COIL speaker | Maura Sullivan

Maura Sullivan with a fur earring, shell necklace and black T-shirt against a white background

Using Video or Audio to teach your language; asynchronous, synchronous language learning to teach within a language revitalization diaspora

Teaching in person or teaching online both offer different advantages and obstacles for language communities. Using online platforms is becoming increasingly popular. But scheduling conflicts can be hard for people to all meet at the same time. Synchronous learning, where people all log on to the same platform at the same time, can offer exciting conversations and in person bonding over language work. Asynchronous learning, where people access recorded materials at different times, might not have the excitement of the in person meetings but people from many walks of life can access at any time. Within asynchronous learning there are video and audio platforms. This paper will examine audio and video options including a short trial in creating and sending short audio lessons to Chumash community members to increase daily language use.

Bio

Haku Haku ‘mepšumawiš, hello! First and foremost I am a language worker and cultural practitioner and then I would describe myself as a linguist. I am a member of the Coastal Band of the Chumash Nation. I am currently a Post-Doc with the Native American Studies department at UC Davis and affiliated with the Native American Language Center (NALC). I will be supporting the language workers workshop in the summer of 2025 which is part of the Andrew W. Mellon Foundation grant “Sustainable Futures for California’s Indigenous Languages: Resource Development, Training and Visibility”.

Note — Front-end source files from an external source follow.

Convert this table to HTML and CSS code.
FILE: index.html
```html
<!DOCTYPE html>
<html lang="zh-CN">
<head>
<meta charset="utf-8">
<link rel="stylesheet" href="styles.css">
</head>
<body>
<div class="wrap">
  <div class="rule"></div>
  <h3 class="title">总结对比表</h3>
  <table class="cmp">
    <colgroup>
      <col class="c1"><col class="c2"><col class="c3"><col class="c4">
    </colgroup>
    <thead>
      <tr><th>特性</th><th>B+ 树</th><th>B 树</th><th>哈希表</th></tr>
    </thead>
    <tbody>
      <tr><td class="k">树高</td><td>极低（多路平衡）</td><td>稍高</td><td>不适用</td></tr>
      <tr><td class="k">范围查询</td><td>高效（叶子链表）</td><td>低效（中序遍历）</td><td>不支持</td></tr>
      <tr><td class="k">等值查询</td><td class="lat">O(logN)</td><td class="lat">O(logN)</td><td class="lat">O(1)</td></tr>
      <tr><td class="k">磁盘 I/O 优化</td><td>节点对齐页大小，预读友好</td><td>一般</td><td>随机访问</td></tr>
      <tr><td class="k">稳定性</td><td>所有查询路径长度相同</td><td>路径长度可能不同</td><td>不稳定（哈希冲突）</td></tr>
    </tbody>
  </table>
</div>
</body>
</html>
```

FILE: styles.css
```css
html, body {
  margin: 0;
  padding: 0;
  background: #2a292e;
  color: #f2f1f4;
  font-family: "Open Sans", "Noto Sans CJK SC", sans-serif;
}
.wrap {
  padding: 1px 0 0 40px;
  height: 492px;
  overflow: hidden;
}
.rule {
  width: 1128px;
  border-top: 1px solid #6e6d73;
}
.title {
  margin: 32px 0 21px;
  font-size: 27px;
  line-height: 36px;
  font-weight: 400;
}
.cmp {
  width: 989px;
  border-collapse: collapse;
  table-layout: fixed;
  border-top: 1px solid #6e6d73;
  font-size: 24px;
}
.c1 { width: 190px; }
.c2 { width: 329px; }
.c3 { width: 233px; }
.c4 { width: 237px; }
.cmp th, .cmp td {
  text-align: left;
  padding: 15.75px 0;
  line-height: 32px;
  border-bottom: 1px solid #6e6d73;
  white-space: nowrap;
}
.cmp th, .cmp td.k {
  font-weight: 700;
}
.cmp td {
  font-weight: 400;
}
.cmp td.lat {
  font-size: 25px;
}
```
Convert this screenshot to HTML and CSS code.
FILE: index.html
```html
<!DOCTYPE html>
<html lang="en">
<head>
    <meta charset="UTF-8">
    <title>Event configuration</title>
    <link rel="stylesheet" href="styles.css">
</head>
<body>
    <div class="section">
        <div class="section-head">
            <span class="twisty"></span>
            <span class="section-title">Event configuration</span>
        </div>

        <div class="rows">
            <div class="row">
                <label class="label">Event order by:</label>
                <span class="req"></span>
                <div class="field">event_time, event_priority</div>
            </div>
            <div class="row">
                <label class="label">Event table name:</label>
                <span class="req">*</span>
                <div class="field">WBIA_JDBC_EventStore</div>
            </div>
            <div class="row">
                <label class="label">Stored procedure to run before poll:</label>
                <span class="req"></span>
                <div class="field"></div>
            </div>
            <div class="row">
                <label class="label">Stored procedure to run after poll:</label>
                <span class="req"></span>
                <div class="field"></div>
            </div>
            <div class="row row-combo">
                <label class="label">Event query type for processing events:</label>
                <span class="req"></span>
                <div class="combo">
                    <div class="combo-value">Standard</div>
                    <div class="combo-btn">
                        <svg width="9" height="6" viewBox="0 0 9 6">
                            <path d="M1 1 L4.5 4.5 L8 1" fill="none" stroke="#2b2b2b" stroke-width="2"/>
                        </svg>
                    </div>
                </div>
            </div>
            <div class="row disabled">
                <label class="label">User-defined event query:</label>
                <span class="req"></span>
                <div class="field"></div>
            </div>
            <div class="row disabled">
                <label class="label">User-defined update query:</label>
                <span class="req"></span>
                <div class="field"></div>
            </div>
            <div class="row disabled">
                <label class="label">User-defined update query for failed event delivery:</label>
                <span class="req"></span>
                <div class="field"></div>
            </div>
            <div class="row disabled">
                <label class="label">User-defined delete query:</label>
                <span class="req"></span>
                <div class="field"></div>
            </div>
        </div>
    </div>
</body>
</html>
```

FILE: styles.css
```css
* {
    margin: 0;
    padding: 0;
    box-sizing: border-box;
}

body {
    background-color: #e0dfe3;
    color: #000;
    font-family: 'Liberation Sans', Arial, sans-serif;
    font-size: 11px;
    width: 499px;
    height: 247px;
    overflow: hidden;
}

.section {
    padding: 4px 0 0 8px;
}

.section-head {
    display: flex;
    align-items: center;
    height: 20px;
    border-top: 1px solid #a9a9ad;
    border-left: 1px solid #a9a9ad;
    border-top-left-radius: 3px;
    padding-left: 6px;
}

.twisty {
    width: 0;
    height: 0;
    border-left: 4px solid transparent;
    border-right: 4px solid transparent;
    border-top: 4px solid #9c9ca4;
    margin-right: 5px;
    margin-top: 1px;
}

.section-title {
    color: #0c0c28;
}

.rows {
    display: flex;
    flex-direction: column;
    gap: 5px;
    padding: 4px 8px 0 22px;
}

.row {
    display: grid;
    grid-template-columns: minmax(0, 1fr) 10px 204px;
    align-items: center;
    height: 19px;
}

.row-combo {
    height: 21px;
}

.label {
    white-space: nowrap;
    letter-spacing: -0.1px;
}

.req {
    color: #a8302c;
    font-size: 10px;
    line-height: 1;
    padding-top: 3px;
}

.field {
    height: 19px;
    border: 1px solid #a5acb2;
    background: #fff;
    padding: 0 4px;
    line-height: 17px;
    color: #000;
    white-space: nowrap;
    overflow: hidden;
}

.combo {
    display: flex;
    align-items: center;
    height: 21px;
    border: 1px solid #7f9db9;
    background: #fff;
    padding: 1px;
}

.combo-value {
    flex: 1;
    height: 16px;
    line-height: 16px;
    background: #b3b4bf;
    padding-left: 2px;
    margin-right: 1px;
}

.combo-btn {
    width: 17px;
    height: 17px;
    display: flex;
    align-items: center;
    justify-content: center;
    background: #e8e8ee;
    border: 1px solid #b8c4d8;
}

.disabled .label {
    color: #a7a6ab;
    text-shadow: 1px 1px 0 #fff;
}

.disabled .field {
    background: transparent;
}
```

I earned my PhD in linguistics in May of 2024 at Tulane University in New Orleans. My dissertation is titled “Nuxawiš: ‘unwilling to give up’ (Redefining our record: Chumash Inquiry in Smithsonian Archives)”. This was a multimedia research project which included oral history, Indigenous research methodologies and my own creation of Chumash archival methods. During the dissertation I sent a monthly newsletter to my tribal community which also blossomed into a podcast only available to tribal members. This led me to developing ideas around archival access and how tribes make those decisions of how their language resources are available.

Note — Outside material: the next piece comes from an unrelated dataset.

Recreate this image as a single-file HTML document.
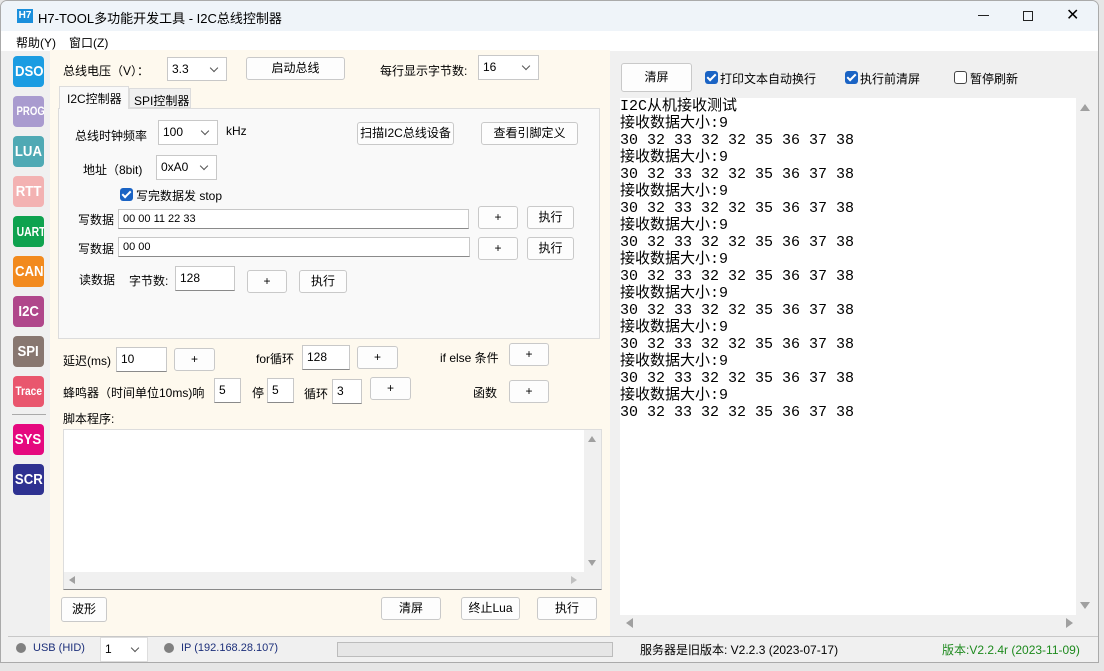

While I am passionate about archival analysis and synthesis, I am even more passionate about Chumash language futures. Currently, I am in a Montessori training for 3–6 year old primary certification supported by the Indigenous Montessori Institute (IMI) in New Mexico. Their local partners the Keres Children’s Learning Center (KCLC) who have been using Montessori methods to teach Keres language for almost 20 years. While engaged in this post-doc at UC Davis I hope to focus on the process of creating a Chumash children’s language program and in particular the obstacles and solutions which we will use to address coming from a sleeping language with no elder speakers.